Chapter 28 - The peace cranes flutter

22nd February 2005

The final stop of the American odyssey was NY. Along with the prospect of meeting Azeb Fesseha, I also longed to visit Ground Zero. What would I find there – would I find a link to the rainbows I kept thinking of, rainbows of peace, every time I thought of people affected by the tragedy of 9/11? Chapter 28 ‘The peace cranes flutter’ explains two links to peace that I found there.
Hurrying to the lift, I decided it was time for a coffee. A small poster by the up/down button caught my eye. On it was the smiling face of Deepak Chopra, the Indian spiritual guru and author. The poster read, ‘Book signing today of Deepak Chopra’s latest book Peace is the Way at 2pm at the UN bookshop.’ I decided to buy a copy and ask the great man to sign it.

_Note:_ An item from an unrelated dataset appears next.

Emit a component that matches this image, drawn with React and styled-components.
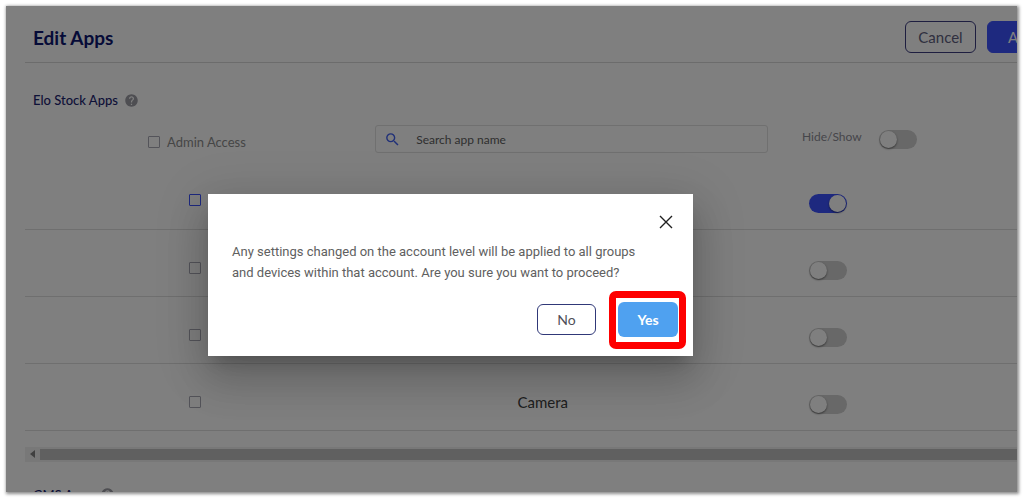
import * as React from "react";
import styled, { createGlobalStyle } from "styled-components";
import { MdHelp, MdSearch } from "react-icons/md";

const GlobalStyle = createGlobalStyle`
  *, *::before, *::after {
    box-sizing: border-box;
  }

  body {
    margin: 0;
    background: #fff;
    font-family: Lato, "Liberation Sans", sans-serif;
  }

  button, input {
    font-family: inherit;
  }
`;

const Frame = styled.div`
  position: relative;
  height: calc(100vh - 12px);
  margin: 6px;
  box-shadow: 1px 1px 3px 1px rgba(0, 0, 0, 0.45);
`;

const Page = styled.main`
  height: 100%;
  padding-left: 19px;
  overflow: hidden;
`;

const Header = styled.header`
  display: flex;
  align-items: center;
  justify-content: space-between;
  height: 57px;
  padding: 6px 0 0 8px;
  border-bottom: 1px solid #d8d8d8;
`;

const Title = styled.h1`
  margin: 0;
  color: #0c1670;
  font-size: 19px;
  font-weight: 700;
`;

const Actions = styled.div`
  display: flex;
  gap: 11px;
  margin-right: -50px;
`;

const Button = styled.button`
  height: 32px;
  padding: 0 12px;
  border: 1px solid ${({ $primary }) => ($primary ? "#3c52ff" : "#3c3c80")};
  border-radius: 6px;
  background: ${({ $primary }) => ($primary ? "#3c52ff" : "transparent")};
  color: ${({ $primary }) => ($primary ? "#fff" : "#606080")};
  min-width: ${({ $primary }) => ($primary ? "80px" : "71px")};
  font-size: 15px;
`;

const SectionTitle = styled.h2`
  display: flex;
  align-items: center;
  gap: 6px;
  height: 20px;
  margin: 27px 0 0 8px;
  color: #1c2470;
  font-size: 13px;
  font-weight: 500;

  svg {
    color: #9c9ca4;
  }
`;

const Filters = styled.div`
  display: grid;
  grid-template-columns: 35.3% 39.6% 1fr;
  align-items: center;
  height: 28px;
  margin-top: 15px;
`;

const CheckField = styled.label`
  display: flex;
  align-items: center;
  gap: 7px;
  padding: 5px 0 0 123px;
  color: #8c8c8c;
  font-size: 13px;
`;

const CheckBox = styled.input.attrs({ type: "checkbox" })`
  appearance: none;
  display: block;
  width: 12px;
  height: 12px;
  margin: 0;
  border: 1px solid ${({ $active }) => ($active ? "#3c52ff" : "#a8a8b4")};
  border-radius: 1px;
`;

const SearchBox = styled.div`
  display: flex;
  align-items: center;
  gap: 15px;
  height: 28px;
  padding-left: 8px;
  border: 1px solid #e0e0e0;
  border-radius: 3px;

  svg {
    flex: none;
    color: #4060f0;
  }
`;

const SearchInput = styled.input`
  flex: 1;
  min-width: 0;
  padding: 0;
  border: 0;
  outline: 0;
  background: transparent;
  font-size: 12px;

  &::placeholder {
    color: #606060;
    opacity: 1;
  }
`;

const SwitchField = styled.label`
  display: flex;
  align-items: flex-start;
  gap: 17px;
  padding: 1px 0 0 34px;
  color: #8c8c94;
  font-size: 12px;
  line-height: 14px;
`;

const Switch = styled.input.attrs({ type: "checkbox", role: "switch" })`
  appearance: none;
  display: flex;
  flex: none;
  width: 38px;
  height: 19px;
  margin: 0;
  padding: 1px;
  border-radius: 10px;
  background: #d0d0d0;

  &::before {
    content: "";
    width: 17px;
    height: 17px;
    border-radius: 50%;
    background: #fff;
    box-shadow: 0 1px 2px rgba(0, 0, 0, 0.5);
  }

  &:checked {
    justify-content: flex-end;
    background: #3c52ff;
  }
`;

const AppTable = styled.table`
  width: 100%;
  margin-top: 9px;
  border-collapse: collapse;
  table-layout: fixed;
`;

const Row = styled.tr`
  height: 67px;
  border-bottom: 1px solid #dedede;
`;

const Cell = styled.td`
  width: ${({ $width }) => $width};
  padding: 10px 0 0;
  color: #404040;
  font-size: 15px;
  text-align: center;

  input {
    margin: 0 auto;
  }
`;

const SwitchCell = styled(Cell)`
  padding-top: 16px;
`;

const ScrollBar = styled.div`
  display: flex;
  align-items: center;
  gap: 5px;
  height: 15px;
  margin: 16px 0 -4px;
  padding-left: 5px;
  background: #f1f1f1;
`;

const ScrollArrow = styled.span`
  border: 4px solid transparent;
  border-right: 5px solid #808080;
  border-left: 0;
`;

const ScrollThumb = styled.span`
  flex: 1;
  height: 11px;
  background: #c1c1c1;
`;

const Overlay = styled.div`
  position: absolute;
  inset: 0;
  display: flex;
  align-items: center;
  justify-content: center;
  padding: 52px 122px 0 0;
  background: rgba(0, 0, 0, 0.5);
`;

const Dialog = styled.div`
  width: 485px;
  padding: 21px 15px 19px 24px;
  background: #fff;
  box-shadow: 0 11px 15px -7px rgba(0, 0, 0, 0.2),
    0 24px 38px 3px rgba(0, 0, 0, 0.14), 0 9px 46px 8px rgba(0, 0, 0, 0.12);
`;

const CloseButton = styled.button`
  display: block;
  margin: 0 5px 0 auto;
  padding: 0;
  border: 0;
  background: none;
  color: #202020;

  svg {
    display: block;
  }
`;

const Message = styled.p`
  margin: 12px 0 0;
  color: #606060;
  font-family: Roboto, "Liberation Sans", sans-serif;
  font-size: 13px;
  line-height: 21px;
`;

const DialogActions = styled.div`
  display: flex;
  align-items: center;
  justify-content: flex-end;
  gap: 22px;
  margin-top: 19px;
`;

const DialogButton = styled.button`
  width: ${({ $primary }) => ($primary ? "60px" : "59px")};
  height: ${({ $primary }) => ($primary ? "35px" : "31px")};
  padding: 0;
  border: ${({ $primary }) => ($primary ? "0" : "1px solid #303878")};
  border-radius: 6px;
  background: ${({ $primary }) => ($primary ? "#4fa1f0" : "#fff")};
  color: ${({ $primary }) => ($primary ? "#fff" : "#505058")};
  font-size: 14px;
  font-weight: ${({ $primary }) => ($primary ? 700 : 400)};
`;

const Highlight = styled.div`
  position: relative;

  &::after {
    content: "";
    position: absolute;
    inset: -11px -8px -12px -9px;
    border: 7px solid #fe0000;
    border-radius: 7px;
    pointer-events: none;
  }
`;

const apps = [
  { id: 1, active: true, shown: true },
  { id: 2 },
  { id: 3 },
  { id: 4, name: "Camera" },
];

function AppRow({ app }) {
  const label = app.name || `App ${app.id}`;

  return (
    <Row>
      <Cell $width="34.2%">
        <CheckBox $active={app.active} aria-label={`${label} admin access`} />
      </Cell>
      <Cell $width="36%">{app.name}</Cell>
      <SwitchCell $width="21.5%">
        <Switch defaultChecked={app.shown} aria-label={`Show ${label}`} />
      </SwitchCell>
      <Cell />
    </Row>
  );
}

function ConfirmDialog() {
  return (
    <Overlay>
      <Dialog role="dialog" aria-modal="true" aria-describedby="message">
        <CloseButton type="button" aria-label="Close">
          <svg width="14" height="14" viewBox="0 0 14 14">
            <path d="M1 1L13 13M13 1L1 13" stroke="currentColor" strokeWidth="1.4" />
          </svg>
        </CloseButton>
        <Message id="message">
          Any settings changed on the account level will be applied to all groups
          <br />
          and devices within that account. Are you sure you want to proceed?
        </Message>
        <DialogActions>
          <DialogButton type="button">No</DialogButton>
          <Highlight>
            <DialogButton type="button" $primary>
              Yes
            </DialogButton>
          </Highlight>
        </DialogActions>
      </Dialog>
    </Overlay>
  );
}

function App() {
  return (
    <Frame>
      <GlobalStyle />
      <Page>
        <Header>
          <Title>Edit Apps</Title>
          <Actions>
            <Button type="button">Cancel</Button>
            <Button type="button" $primary>
              Apply
            </Button>
          </Actions>
        </Header>

        <SectionTitle>
          Elo Stock Apps <MdHelp size={15} />
        </SectionTitle>

        <Filters>
          <CheckField>
            <CheckBox />
            Admin Access
          </CheckField>
          <SearchBox>
            <MdSearch size={17} />
            <SearchInput placeholder="Search app name" aria-label="Search app name" />
          </SearchBox>
          <SwitchField>
            Hide/Show
            <Switch />
          </SwitchField>
        </Filters>

        <AppTable>
          <tbody>
            {apps.map((app) => (
              <AppRow key={app.id} app={app} />
            ))}
          </tbody>
        </AppTable>

        <ScrollBar>
          <ScrollArrow />
          <ScrollThumb />
        </ScrollBar>

        <SectionTitle>
          GMS Apps <MdHelp size={15} />
        </SectionTitle>
      </Page>
      <ConfirmDialog />
    </Frame>
  );
}

export default App;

There was an expectant air in the UN bookshop. People were going over to the till to buy their books and then joining the line that snaked a third of the way around the store. A cameraman was there, and a small table and chair had been set up by the door. Deepak arrived without any ceremony, sporting glasses with multicoloured frames, probably designer. He sat there quietly smiling at people, signing and then posing for photos. The cameraman captured everything – he must be part of Deepak’s entourage. Another woman opened the book at the required page before his pen touched it. Every thing had been thought of; it must be nice being a famous author!

In front of me, a UN employee titillated a Chinese woman he was plainly trying to impress with details of the latest meetings and gossip about the rape scandals in the Congo. It was clear that lots of management time was being devoted to it. I wondered how much energy had been invested in advance in ensuring that soldiers who wore the blue beret represented everything the UN stood for, especially security and safety, particularly when ordinary people had endured great devastation, whether through natural or man-made disasters.

After the UN man had told Deepak how many times he’d met him, it was my turn. I blurted out, “I’m writing a book to help fund a Garden of Peace in Jerusalem. It will be published next year.” “Ah,” he leaned back, pushing his glasses back up his nose. There was the slightest pause and flicker of his eyebrows. “That’s a very good idea,” he continued in a professional manner, composure restored. He wrote ‘Good luck with your book on peace’ and signed it with a flourish.